Basic Usage¶
The following simple example shows out-of-the-box functionality of BSR.
# Uncomment the following line when running on Google Colab
# !pip install "autora[theorist-bsr]"
After importing the necessary modules,
# imports
from autora.theorist.bsr import BSRRegressor
import numpy as np
import matplotlib.pyplot as plt
we begin by generating data with a ground-truth equation, $y = \sin(x) + x^3$.
x = np.expand_dims(np.linspace(start=-1, stop=1, num=500), 1)
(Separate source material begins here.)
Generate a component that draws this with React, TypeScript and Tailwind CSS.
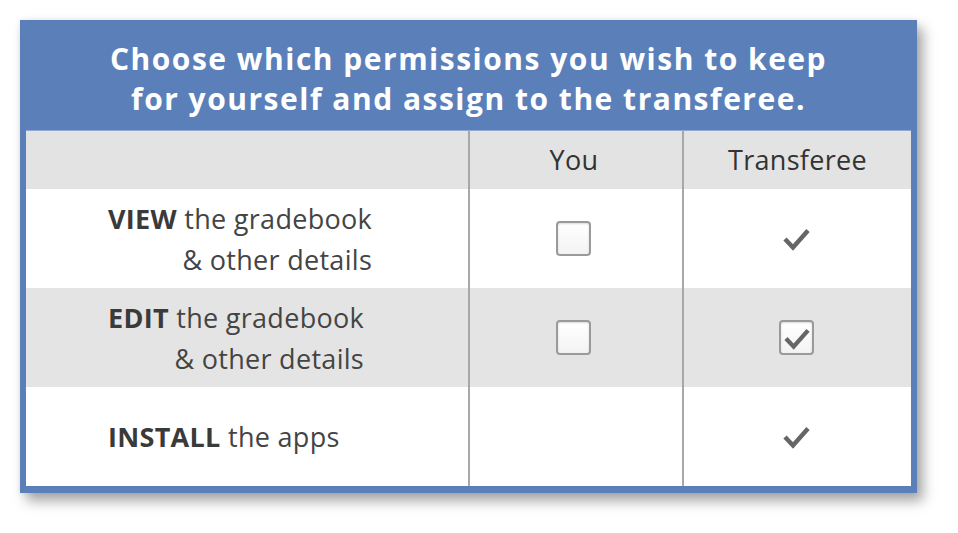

y = np.power(x, 3) + np.sin(x)
Then we set up the BSR regressor with our chosen meta-parameters. In this case, we will keep the defaults but choose a small number of iterations, itr_num
, for ease and efficiency of illustration.
# initialize regressor
bsr = BSRRegressor(itr_num = 500)
With our regressor initialized, we can call the fit
method to discover an equation for our data and then use the predict
method to generate predictions using our discovered equation.
bsr.fit(x, y)
y_pred = bsr.predict(x)
Finally, we can plot the results.
# plot out the ground truth versus predicted responses
plt.figure()
plt.plot(x, y, "o")
plt.plot(x, y_pred, "-")
plt.show()
In this simple case, the algorithm provides results that are quite good, even with a small number of iterations.
References¶
Jin, Ying, et al. "Bayesian symbolic regression." arXiv preprint arXiv:1910.08892 (2019).